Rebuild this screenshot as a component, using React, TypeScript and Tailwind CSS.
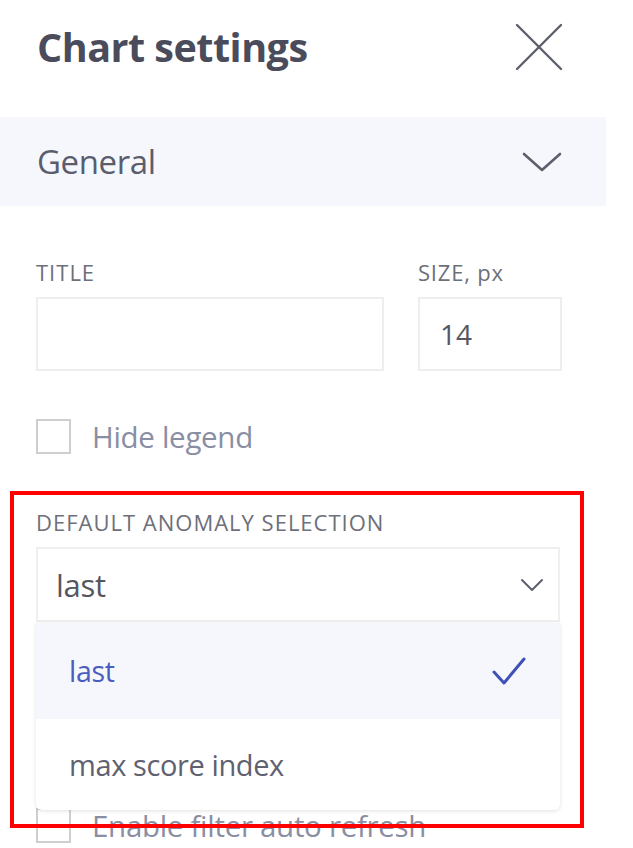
import React from "react";

export default function App() {
  return (
    <div className="relative w-[633px] h-[848px] overflow-hidden bg-white font-['Open_Sans',sans-serif]">
      {/* Header */}
      <div className="flex h-[117px] items-start justify-between pl-[37px] pr-[70px] pt-[21px]">
        <h1 className="text-[39.5px] font-bold leading-[52px] tracking-[-0.5px] text-[#4a4c5b]">Chart settings</h1>
        <svg width="48" height="48" viewBox="0 0 48 48" className="mt-[2px]">
          <line x1="2" y1="2" x2="46" y2="46" stroke="#5d606c" strokeWidth="2.4" strokeLinecap="round" />
          <line x1="46" y1="2" x2="2" y2="46" stroke="#5d606c" strokeWidth="2.4" strokeLinecap="round" />
        </svg>
      </div>

      {/* General band */}
      <div className="flex h-[89px] w-[606px] items-center justify-between bg-[#f6f7fd] pl-[37px] pr-[44px]">
        <span className="text-[33px] leading-[44px] tracking-[-0.4px] text-[#5a5d6c]">General</span>
        <svg width="40" height="22" viewBox="0 0 40 22">
          <polyline points="2,3 20,19 38,3" fill="none" stroke="#5d606c" strokeWidth="2.6" strokeLinecap="round" strokeLinejoin="round" />
        </svg>
      </div>

      {/* Form */}
      <div className="px-[36px] pt-[51px]">
        <div className="flex gap-[34px]">
          <div className="flex w-[348px] flex-col">
            <label className="text-[22px] leading-[30px] tracking-[1px] text-[#6d6f7a]">TITLE</label>
            <div className="mt-[10px] h-[74px] border-[2px] border-[#eeeeee] bg-white" />
          </div>
          <div className="flex w-[144px] flex-col">
            <label className="text-[22px] leading-[30px] tracking-[0.8px] text-[#6d6f7a]">SIZE, px</label>
            <div className="mt-[10px] flex h-[74px] items-center border-[2px] border-[#eeeeee] bg-white pl-[20px] text-[28px] text-[#555762]">14</div>
          </div>
        </div>

        <div className="mt-[48px] flex h-[35px] items-center gap-[21px]">
          <div className="h-[35px] w-[35px] shrink-0 border-[2px] border-[#cfcfcf] bg-white" />
          <span className="text-[29.5px] leading-[40px] tracking-[-0.3px] text-[#8a8ea3]">Hide legend</span>
        </div>

        <div className="mt-[53px]">
          <label className="block text-[22px] leading-[30px] tracking-[1px] text-[#6d6f7a]">DEFAULT ANOMALY SELECTION</label>
          <div className="mt-[10px] flex h-[75px] w-[524px] items-center justify-between border-[2px] border-[#efefef] bg-white pl-[18px] pr-[14px]">
            <span className="text-[31px] leading-[40px] tracking-[-0.3px] text-[#55575f]">last</span>
            <svg width="24" height="14" viewBox="0 0 24 14">
              <polyline points="2,2 12,12 22,2" fill="none" stroke="#5d606c" strokeWidth="2" strokeLinecap="round" strokeLinejoin="round" />
            </svg>
          </div>
        </div>

        <div className="mt-[186px] flex h-[35px] items-center gap-[21px]">
          <div className="h-[35px] w-[35px] shrink-0 border-[2px] border-[#cfcfcf] bg-white" />
          <span className="text-[29.5px] leading-[40px] tracking-[-0.3px] text-[#8a8ea3]">Enable filter auto refresh</span>
        </div>
      </div>

      {/* Dropdown menu */}
      <div className="absolute left-[36px] top-[623px] w-[524px] overflow-hidden rounded-b-[6px] bg-white shadow-[0_1px_4px_rgba(0,0,0,0.12)]">
        <div className="flex h-[96px] items-center justify-between bg-[#f6f7fd] pl-[33px] pr-[33px]">
          <span className="text-[28.5px] leading-[38px] tracking-[-0.3px] text-[#4b5cc0]">last</span>
          <svg width="36" height="32" viewBox="0 0 36 32">
            <polyline points="3,17 13,28 33,4" fill="none" stroke="#3f51b5" strokeWidth="3" strokeLinecap="round" strokeLinejoin="round" />
          </svg>
        </div>
        <div className="flex h-[91px] items-center pl-[33px]">
          <span className="text-[29px] leading-[38px] tracking-[-0.4px] text-[#5f6170]">max score index</span>
        </div>
      </div>

      {/* Red highlight */}
      <div className="pointer-events-none absolute left-[10px] top-[491px] h-[337px] w-[574px] border-[4px] border-[#ff0000]" />
    </div>
  );
}
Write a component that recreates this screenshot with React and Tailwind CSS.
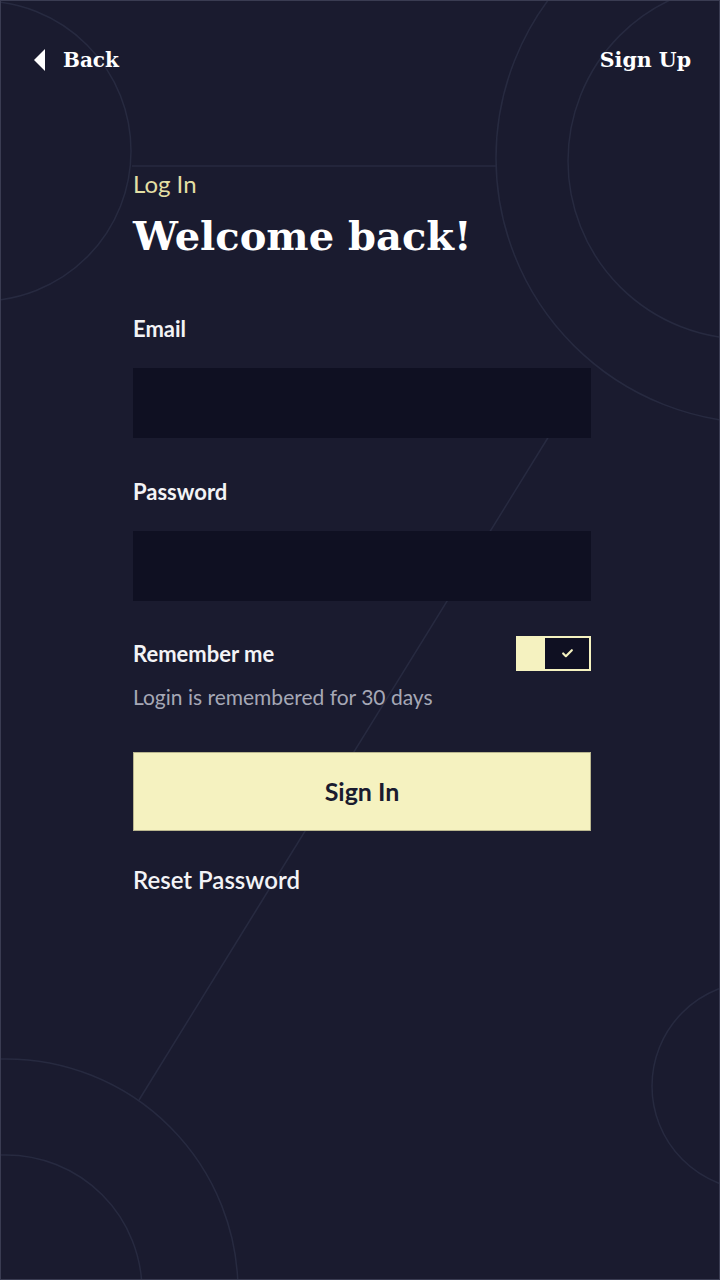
import { Check } from "lucide-react";

const serif = { fontFamily: '"DejaVu Serif", "Liberation Serif", serif' };

function Backdrop() {
  return (
    <svg className="absolute inset-0 pointer-events-none" width="720" height="1280" viewBox="0 0 720 1280" fill="none">
      <g stroke="#272a40" strokeWidth="1.5">
        <circle cx="-20" cy="150" r="150" />
        <circle cx="760" cy="157" r="265" />
        <circle cx="745" cy="160" r="178" />
        <line x1="131" y1="165" x2="495" y2="165" />
        <line x1="548" y1="435" x2="138" y2="1099" />
        <circle cx="5" cy="1290" r="232" />
        <circle cx="5" cy="1290" r="136" />
        <circle cx="755" cy="1085" r="104" />
      </g>
    </svg>
  );
}

function Field({ label }) {
  return (
    <div className="flex flex-col">
      <label className="text-[22px] font-bold leading-[26px] text-[#f3f3f6]">{label}</label>
      <div className="mt-[26px] h-[70px] bg-[#0f1022]" />
    </div>
  );
}

export default function App() {
  return (
    <div
      className="relative min-h-[1280px] w-[720px] overflow-hidden bg-[#1a1b2f] border border-[#3a3c52]"
      style={{ fontFamily: 'Lato, "Open Sans", sans-serif' }}
    >
      <Backdrop />

      <div className="relative flex items-center justify-between pl-[33px] pr-[28px] pt-[45px]">
        <button className="flex items-center gap-[18px] text-white">
          <svg width="11" height="22" viewBox="0 0 11 22">
            <path d="M11 0 L0 11 L11 22 Z" fill="#ffffff" />
          </svg>
          <span className="text-[20px] font-bold leading-[28px]" style={serif}>Back</span>
        </button>
        <button className="text-[20.5px] font-bold leading-[28px] text-white" style={serif}>Sign Up</button>
      </div>

      <div className="relative ml-[132px] mt-[95px] flex w-[458px] flex-col">
        <p className="text-[24px] leading-[30px] text-[#e3dfa4]">Log In</p>
        <h1 className="mt-[12px] text-[40px] font-bold leading-[50px] text-white" style={serif}>
          Welcome back!
        </h1>

        <div className="mt-[55px] flex flex-col gap-[41px]">
          <Field label="Email" />
          <Field label="Password" />
        </div>

        <div className="mt-[35px] flex items-center justify-between">
          <span className="text-[22px] font-bold leading-[26px] text-[#f3f3f6]">Remember me</span>
          <button className="flex h-[35px] w-[75px] border-2 border-[#f5f2c0] bg-[#f5f2c0]">
            <span className="ml-auto flex h-full w-[44px] items-center justify-center bg-[#0f1022]">
              <Check size={13} strokeWidth={4} className="text-[#f5f2c0]" />
            </span>
          </button>
        </div>
        <p className="mt-[12px] text-[21px] leading-[28px] text-[#a6a8b6]">Login is remembered for 30 days</p>

        <button className="mt-[41px] h-[79px] w-full border border-[#b9b68f] bg-[#f5f2c0] text-[25px] font-bold text-[#1a1b2f]">
          Sign In
        </button>

        <button className="mt-[34px] self-start text-[24px] font-semibold leading-[30px] text-[#f3f3f6]">
          Reset Password
        </button>
      </div>
    </div>
  );
}
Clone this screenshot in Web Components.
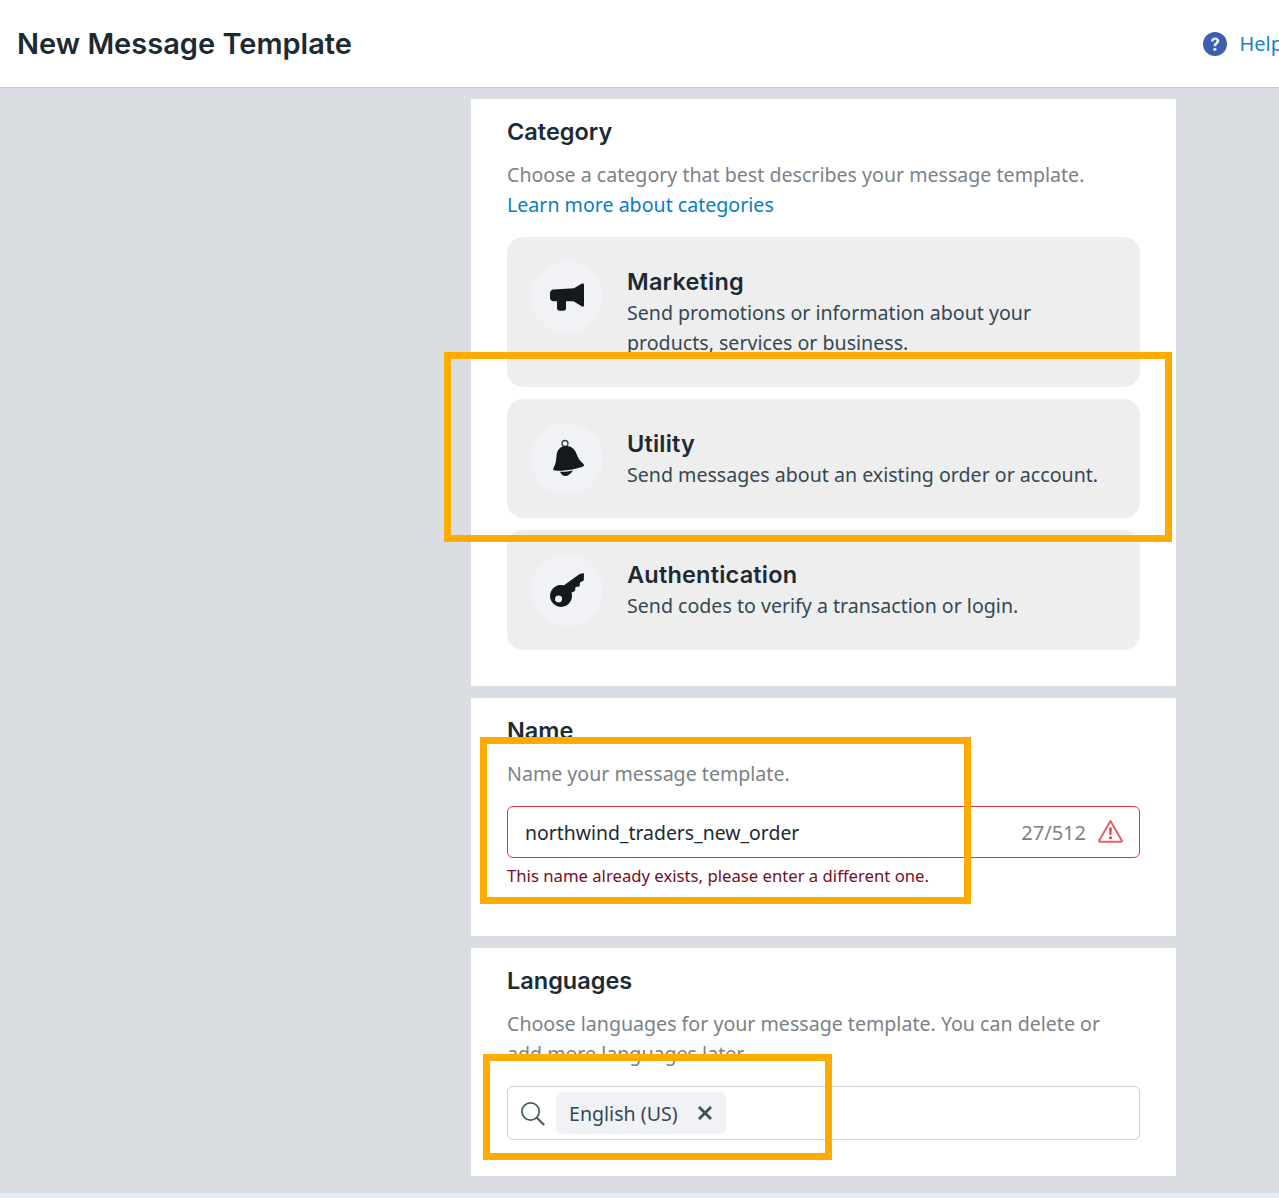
<!DOCTYPE html>
<html>
<head>
<meta charset="utf-8">
<title>New Message Template</title>
<style>
    html, body { margin: 0; padding: 0; }
    body {
        position: relative;
        height: 1198px;
        overflow: hidden;
        background: #dadde1;
        font-family: "Noto Sans", sans-serif;
        color: #1c2b33;
    }
    .strip { position: absolute; left: 0; right: 0; top: 1193px; height: 5px; background: #e4eef8; }
</style>
</head>
<body>
<page-header title="New Message Template"></page-header>
<page-columns>
    <form-card heading="Category" height="587">
        <p-text>Choose a category that best describes your message template.<br><a-link>Learn more about categories</a-link></p-text>
        <category-list>
            <category-option title="Marketing" icon="megaphone" style="height:150px">Send promotions or information about your products, services or business.</category-option>
            <category-option title="Utility" icon="bell" style="height:119px">Send messages about an existing order or account.</category-option>
            <category-option title="Authentication" icon="key" style="height:120px">Send codes to verify a transaction or login.</category-option>
        </category-list>
    </form-card>
    <form-card heading="Name" height="238">
        <p-text>Name your message template.</p-text>
        <name-field value="northwind_traders_new_order" count="27/512" error="This name already exists, please enter a different one."></name-field>
    </form-card>
    <form-card heading="Languages" height="228">
        <p-text>Choose languages for your message template. You can delete or add more languages later.</p-text>
        <language-field language="English (US)"></language-field>
    </form-card>
</page-columns>
<div class="strip"></div>
<mark-box style="left:444px;top:352px;width:728px;height:190px"></mark-box>
<mark-box style="left:480px;top:737px;width:491px;height:167px"></mark-box>
<mark-box style="left:483px;top:1054px;width:349px;height:106px"></mark-box>

<script>
const ICONS = {
    megaphone: `<svg width="34" height="28" viewBox="0 0 34 28"><path fill="#14191d" d="M32 .6c1.200-.5 2 .2 2 1.200v20.400c0 1.300-1 1.800-2 1.300l-8.500-5.300H3.500C1.500 18.200 0 16.800 0 15v-4.500C0 8.200 1.500 6.800 3.500 6.600L24 5.300z"/><path fill="#14191d" d="M7 18h9v7.300c0 1.500-1 2.500-2.500 2.500h-4C8 27.800 7 26.800 7 25.300z"/></svg>`,
    bell: `<svg width="32" height="38" viewBox="-2 0 32 38" style="overflow:visible"><circle cx="12" cy="3.500" r="3" fill="none" stroke="#3a4045" stroke-width="1.300"/><path fill="#14191d" d="M12 6c6-.5 10 3 11.500 8 1.500 4 3.500 7 7 10 1 1 .5 2-.5 2.500-6 2.500-20 5-28 4-2 0-2.200-1.500-1.300-3 1.800-2.500 2.300-6.500 2.800-11.500C4 10 7 6.500 12 6z"/><path fill="#14191d" d="M7 31.800c4 .2 9-.3 13-1.300-2 3.500-5 5.500-8 5.500-2.500 0-4-2-5-4.200z"/></svg>`,
    key: `<svg width="34" height="34" viewBox="0 0 34 34"><path fill="#14191d" fill-rule="evenodd" d="M14 12.300 30 .8l4-.6-.2 7.300-3.800 2-.5 4-4 .5-.5 4-3.500 1.500A11 11 0 1 1 14 12.300zM8.500 22.500a3.500 3.500 0 1 0 .1 7 3.500 3.500 0 0 0-.1-7z"/></svg>`
}

class PageHeader extends HTMLElement {
    constructor () {
        super()
        this.attachShadow({ mode: 'open' })
        this.shadowRoot.innerHTML = `
            <style>
                :host {
                    display: flex;
                    align-items: center;
                    justify-content: space-between;
                    height: 87px;
                    padding: 0 0 0 17px;
                    background: #fff;
                    border-bottom: 1px solid #c6cacf;
                    overflow: hidden;
                }
                h1 {
                    margin: 2px 0 0;
                    font: 600 29px/1.2 Inter, sans-serif;
                    color: #1c2b33;
                }
                .help {
                    display: flex;
                    align-items: center;
                    gap: 12px;
                    margin-right: -4px;
                    font-size: 20px;
                    color: #1a82c9;
                }
            </style>
            <h1>${this.getAttribute('title')}</h1>
            <div class="help">
                <svg width="24" height="24" viewBox="0 0 24 24"><circle cx="12" cy="12" r="12" fill="#3c60ae"/><path d="M7.800 9.300c.2-2.500 2-3.900 4.300-3.900s4.200 1.400 4.200 3.500c0 3-3.100 2.900-3.100 5.300h-2.600c0-3.500 2.900-3.500 2.900-5.100 0-.8-.6-1.300-1.400-1.300-.9 0-1.500.6-1.600 1.600z" fill="#e8ecf6"/><circle cx="11.900" cy="17.300" r="1.600" fill="#e8ecf6"/></svg>
                <span>Help</span>
            </div>
        `
    }
}

class PageColumns extends HTMLElement {
    constructor () {
        super()
        this.attachShadow({ mode: 'open' })
        this.shadowRoot.innerHTML = `
            <style>
                :host {
                    display: flex;
                    flex-direction: column;
                    gap: 12px;
                    padding: 11px 0 0 471px;
                    width: 705px;
                }
            </style>
            <slot></slot>
        `
    }
}

class FormCard extends HTMLElement {
    constructor () {
        super()
        this.attachShadow({ mode: 'open' })
        this.shadowRoot.innerHTML = `
            <style>
                :host {
                    display: block;
                    box-sizing: border-box;
                    height: ${this.getAttribute('height')}px;
                    padding: 17px 36px 0;
                    background: #fff;
                }
                h2 {
                    margin: 0 0 12px;
                    font: 600 23.500px/32px Inter, sans-serif;
                    color: #1c2b33;
                }
            </style>
            <h2>${this.getAttribute('heading')}</h2>
            <slot></slot>
        `
    }
}

class PText extends HTMLElement {
    constructor () {
        super()
        this.attachShadow({ mode: 'open' })
        this.shadowRoot.innerHTML = `
            <style>
                :host {
                    display: block;
                    font-size: 19.600px;
                    line-height: 30px;
                    color: #7a8288;
                }
            </style>
            <slot></slot>
        `
    }
}

class ALink extends HTMLElement {
    constructor () {
        super()
        this.attachShadow({ mode: 'open' })
        this.shadowRoot.innerHTML = `
            <style>:host { color: #0a7cc4; }</style>
            <slot></slot>
        `
    }
}

class CategoryList extends HTMLElement {
    constructor () {
        super()
        this.attachShadow({ mode: 'open' })
        this.shadowRoot.innerHTML = `
            <style>
                :host {
                    display: flex;
                    flex-direction: column;
                    gap: 12px;
                    margin-top: 17px;
                }
            </style>
            <slot></slot>
        `
    }
}

class CategoryOption extends HTMLElement {
    constructor () {
        super()
        this.attachShadow({ mode: 'open' })
        this.shadowRoot.innerHTML = `
            <style>
                :host {
                    display: flex;
                    gap: 24px;
                    box-sizing: border-box;
                    padding: 24px;
                    background: #eeeeee;
                    border-radius: 16px;
                    color: #1c2b33;
                }
                .circle {
                    flex: none;
                    display: flex;
                    align-items: center;
                    justify-content: center;
                    width: 72px;
                    height: 72px;
                    border-radius: 50%;
                    background: #f0f2f5;
                }
                h3 {
                    margin: 5px 0 0;
                    font: 600 23.500px/31.500px Inter, sans-serif;
                    letter-spacing: 0.2px;
                }
                .sub {
                    font-size: 19.600px;
                    line-height: 30px;
                    color: #344854;
                }
            </style>
            <div class="circle">${ICONS[this.getAttribute('icon')]}</div>
            <div>
                <h3>${this.getAttribute('title')}</h3>
                <div class="sub"><slot></slot></div>
            </div>
        `
    }
}

class NameField extends HTMLElement {
    constructor () {
        super()
        this.attachShadow({ mode: 'open' })
        this.shadowRoot.innerHTML = `
            <style>
                :host { display: block; margin-top: 17px; }
                .box {
                    display: flex;
                    align-items: center;
                    box-sizing: border-box;
                    height: 52px;
                    padding: 0 16px 0 17px;
                    border: 1px solid #dc3545;
                    border-radius: 6px;
                    font-size: 19.400px;
                    color: #1c2b33;
                }
                .value { flex: 1; }
                .count { color: #7a8288; margin-right: 12px; font-size: 20px; }
                .error {
                    margin-top: 4px;
                    font-size: 16.700px;
                    line-height: 28px;
                    color: #7a0c1e;
                }
            </style>
            <div class="box">
                <span class="value">${this.getAttribute('value')}</span>
                <span class="count">${this.getAttribute('count')}</span>
                <svg width="25" height="24" viewBox="0 0 25 24" style="margin-top:-3px"><path d="M12.500 2 23.800 21.500c.3.600 0 1.300-.7 1.300H1.900c-.7 0-1-.7-.7-1.300z" fill="none" stroke="#e2606c" stroke-width="2" stroke-linejoin="round"/><path d="M11.200 8.500h2.600l-.4 7.500h-1.800z" fill="#dc3545"/><circle cx="12.500" cy="18.800" r="1.500" fill="#dc3545"/></svg>
            </div>
            <div class="error">${this.getAttribute('error')}</div>
        `
    }
}

class LanguageField extends HTMLElement {
    constructor () {
        super()
        this.attachShadow({ mode: 'open' })
        this.shadowRoot.innerHTML = `
            <style>
                :host { display: block; margin-top: 17px; }
                .box {
                    display: flex;
                    align-items: center;
                    gap: 11px;
                    box-sizing: border-box;
                    height: 54px;
                    padding: 0 12px;
                    border: 1px solid #cbd0d6;
                    border-radius: 6px;
                }
                .chip {
                    display: flex;
                    align-items: center;
                    gap: 19px;
                    height: 42px;
                    padding: 0 13px;
                    border-radius: 6px;
                    background: #f0f2f5;
                    font-size: 19.600px;
                    color: #344854;
                }
            </style>
            <div class="box">
                <svg width="25" height="25" viewBox="0 0 26 26"><circle cx="11" cy="11" r="9" fill="none" stroke="#4b5a63" stroke-width="1.800"/><path d="M17.500 17.500 24.500 24.500" stroke="#4b5a63" stroke-width="2.200" stroke-linecap="round"/></svg>
                <div class="chip">
                    <span>${this.getAttribute('language')}</span>
                    <svg width="16" height="16" viewBox="0 0 16 16"><path d="M2 2 14 14M14 2 2 14" stroke="#3f4f59" stroke-width="2.800"/></svg>
                </div>
            </div>
        `
    }
}

class MarkBox extends HTMLElement {
    constructor () {
        super()
        this.attachShadow({ mode: 'open' })
        this.shadowRoot.innerHTML = `
            <style>
                :host {
                    position: absolute;
                    box-sizing: border-box;
                    border: 7px solid #ffab00;
                }
            </style>
        `
    }
}

customElements.define('page-header', PageHeader)
customElements.define('page-columns', PageColumns)
customElements.define('form-card', FormCard)
customElements.define('p-text', PText)
customElements.define('a-link', ALink)
customElements.define('category-list', CategoryList)
customElements.define('category-option', CategoryOption)
customElements.define('name-field', NameField)
customElements.define('language-field', LanguageField)
customElements.define('mark-box', MarkBox)
</script>
</body>
</html>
____
**To do**: Reproduce only the lines running from the beginning of the entries above to the line holding "import React from", inclusive. Pictures stay out of the copy.

**Result for this exercise**:
Rebuild this screenshot as a component, using React, TypeScript and Tailwind CSS.
import React from "react";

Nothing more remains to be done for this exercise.